On an August afternoon 36 years ago, my world flipped upside down. I was 27, mother to a 3-year-old and an 18-month-old. My college career was on hold while my husband considered a graduate degree. But that wasn’t going to happen because on this one August day a deadly accident terminated our dreams. This accident killed my husband, and I stood in the desert wind unsure how I would move forward and care for my children.
My part-time secretarial job would not support a mortgage or any expense native to raising a family. A counselor suggested that I apply for food stamps to help me make ends meet. I looked at this well-meaning person and replied, “On my friggin’ deathbed.”
I don’t take charity. Adversity is just another noun. You see, I lean to the warrior woman side of feminine behavior.
Is my reaction genetic, learned, or natural? My guess is it’s a combination of all three, plus a few unnoted adjectives.
While my warrior woman ways barely match those of Queen Boudicca or Joan of Arc—iconic warrior women—it is my resilient survivor’s shield that maneuvers me through the battlefield.
But what if, just what if, on that day in 1977, I pitched my warrior’s shield because the battlefront was bigger than me? What if I never developed a sense of self? What if a high school diploma eluded me? What if I was pregnant before I was ready to raise a child? What if society shoved me aside? What if I wasn’t white? What if I collapsed into a victim’s hell? And what if there was no obvious escape from this nightmare?
Even worse, what if I lived in a nation without compassion and empathy? What if the samurais of caring for others fell upon their own swords? What if a crusade against the weak was the new conquerors’ medal of honor?

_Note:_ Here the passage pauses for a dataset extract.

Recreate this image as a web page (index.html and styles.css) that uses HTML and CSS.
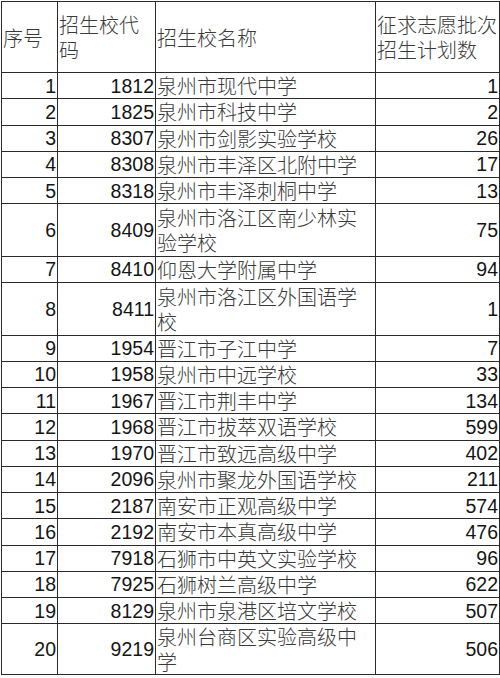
FILE: index.html
```html
<!DOCTYPE html>
<html lang="zh">
<head>
<meta charset="utf-8">
<title>征求志愿批次招生计划</title>
<link rel="stylesheet" href="styles.css">
</head>
<body>
<table class="plan">
<colgroup>
<col class="c-no"><col class="c-code"><col class="c-name"><col class="c-num">
</colgroup>
<thead>
<tr class="head">
<th class="txt">序号</th>
<th class="txt">招生校代码</th>
<th class="txt">招生校名称</th>
<th class="txt">征求志愿批次招生计划数</th>
</tr>
</thead>
<tbody>
<tr><td class="num">1</td><td class="num">1812</td><td class="txt">泉州市现代中学</td><td class="num">1</td></tr>
<tr><td class="num">2</td><td class="num">1825</td><td class="txt">泉州市科技中学</td><td class="num">2</td></tr>
<tr><td class="num">3</td><td class="num">8307</td><td class="txt">泉州市剑影实验学校</td><td class="num">26</td></tr>
<tr><td class="num">4</td><td class="num">8308</td><td class="txt">泉州市丰泽区北附中学</td><td class="num">17</td></tr>
<tr><td class="num">5</td><td class="num">8318</td><td class="txt">泉州市丰泽刺桐中学</td><td class="num">13</td></tr>
<tr class="dbl"><td class="num">6</td><td class="num">8409</td><td class="txt">泉州市洛江区南少林实验学校</td><td class="num">75</td></tr>
<tr><td class="num">7</td><td class="num">8410</td><td class="txt">仰恩大学附属中学</td><td class="num">94</td></tr>
<tr class="dbl"><td class="num">8</td><td class="num">8411</td><td class="txt">泉州市洛江区外国语学校</td><td class="num">1</td></tr>
<tr><td class="num">9</td><td class="num">1954</td><td class="txt">晋江市子江中学</td><td class="num">7</td></tr>
<tr><td class="num">10</td><td class="num">1958</td><td class="txt">泉州市中远学校</td><td class="num">33</td></tr>
<tr><td class="num">11</td><td class="num">1967</td><td class="txt">晋江市荆丰中学</td><td class="num">134</td></tr>
<tr><td class="num">12</td><td class="num">1968</td><td class="txt">晋江市拔萃双语学校</td><td class="num">599</td></tr>
<tr><td class="num">13</td><td class="num">1970</td><td class="txt">晋江市致远高级中学</td><td class="num">402</td></tr>
<tr><td class="num">14</td><td class="num">2096</td><td class="txt">泉州市聚龙外国语学校</td><td class="num">211</td></tr>
<tr><td class="num">15</td><td class="num">2187</td><td class="txt">南安市正观高级中学</td><td class="num">574</td></tr>
<tr><td class="num">16</td><td class="num">2192</td><td class="txt">南安市本真高级中学</td><td class="num">476</td></tr>
<tr><td class="num">17</td><td class="num">7918</td><td class="txt">石狮市中英文实验学校</td><td class="num">96</td></tr>
<tr><td class="num">18</td><td class="num">7925</td><td class="txt">石狮树兰高级中学</td><td class="num">622</td></tr>
<tr><td class="num">19</td><td class="num">8129</td><td class="txt">泉州市泉港区培文学校</td><td class="num">507</td></tr>
<tr class="dbl last"><td class="num">20</td><td class="num">9219</td><td class="txt">泉州台商区实验高级中学</td><td class="num">506</td></tr>
</tbody>
</table>
</body>
</html>
```
FILE: styles.css
```css
html, body {
  margin: 0;
  padding: 0;
  background: #ffffff;
}
body {
  padding: 1px 0 0 1px;
}
.plan {
  border-collapse: collapse;
  table-layout: fixed;
  width: 498px;
}
.c-no { width: 56px; }
.c-code { width: 98px; }
.c-name { width: 220px; }
.c-num { width: 124px; }
.plan th, .plan td {
  border: 1px solid #2a2a2a;
  padding: 0 1px;
  vertical-align: middle;
  overflow: hidden;
}
.head {
  height: 71px;
}
.plan tbody tr {
  height: 26.25px;
}
.plan tbody tr.dbl {
  height: 52.5px;
}
.plan tbody tr.last {
  height: 51px;
}
.txt {
  font-family: "Noto Sans CJK SC", "Noto Sans", sans-serif;
  font-size: 20px;
  font-weight: 300;
  line-height: 25px;
  color: #3a3a3a;
  text-align: left;
  word-break: break-all;
}
.num {
  font-family: "Liberation Sans", Arial, sans-serif;
  font-size: 19.5px;
  line-height: 22px;
  color: #151515;
  text-align: right;
  padding-right: 0;
}
```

I wonder if my sad August day in 1977 was this August in this new century when the words “poor,” “unfortunate,” and “in-need” were my words and I would spiral into defeat by indifference and false piety?
MSN Money reports: “For the nearly 50 million Americans living in poverty—the most in more than half a century—getting a meal on the table isn’t easy. One in seven now receives Supplemental Nutrition Assistance Program benefits, better known as food stamps, but that barely covers the necessities. By the end of the month, foods such as peanut butter and pasta become a main course for many on assistance, half of whom are children.”
How does this happen? How did America’s need to feed its citizens grow to nearly 50 million Americans living in poverty that now includes recent veterans, college graduates, and once-middle-class families in suburbia? Plus, there is a partisan divide to fund the feeding of our own citizens. This is breathtaking in every possible aspect. The warrior woman inside of me says this is wrong because a true warrior stands tall in her heels for those harnessed by misfortune—especially those of her gender.
And it is the gender gap in the sad statistic of American poverty: “… women were about twice as likely as men (23 percent vs. 12 percent) to have received food stamps at some point in their lives. … Minority women in particular are far more likely than their male counterparts to have used food stamps … white women are about twice as likely as white men to receive food stamp assistance (19 percent vs. 11 percent),” states a recent Pew Research Center report.
Essentially, USDA stats say that more than “47 million people in the United States now rely on food stamps. That’s about 15 percent of the population, or one in seven Americans. Of those, 47 percent are children under 18, and 8 percent are seniors,” explains a Washington Post report.
Concurrent to hunger, urban food deserts, and the taking of the sword to food stamp allotments, food prices blast higher daily (consider climate change, reduced farm land, population growth, and rising energy and fertilizer costs). What does it say that it’s cheaper for a struggling mother of two children to buy five instant ramen cup noodles for $1 at a dollar store than a fresh cucumber at a supermarket? For one, it means her children will eat more refined carbohydrates, fat, sodium, and polysyllabic chemical additives and less fresh salads.
“With the exception of a few items like beans and potatoes, many of the cheapest grocery offerings are highly processed foods packed with health advocates’ maligned trinity of salt, sugar, and fat,” writes The Atlantic.
To my way of thinking, this pattern reduces any warrior woman’s capacity to stand her ground. But maybe this yell to cut food stamp funds is a strategic move, like sexualized violence in wartime. Too strong of an analogy? I wonder.
Fortunately, women with warrior tendencies are back. I find them leading spiritual movements—as reporters, activists, artists, poets, conference organizers, think tank leaders, gardeners, nuns, teachers, corporate heads, scientists, rescuers, volunteers and even politicians. These warriors don’t carry guns. They pack ideals aligned with every great thinker ever quoted: the passion of caring for others.
I barely compare to so many warriors of my gender. Still, in my way, I’ll confront all injustices until I’m on my friggin’ deathbed.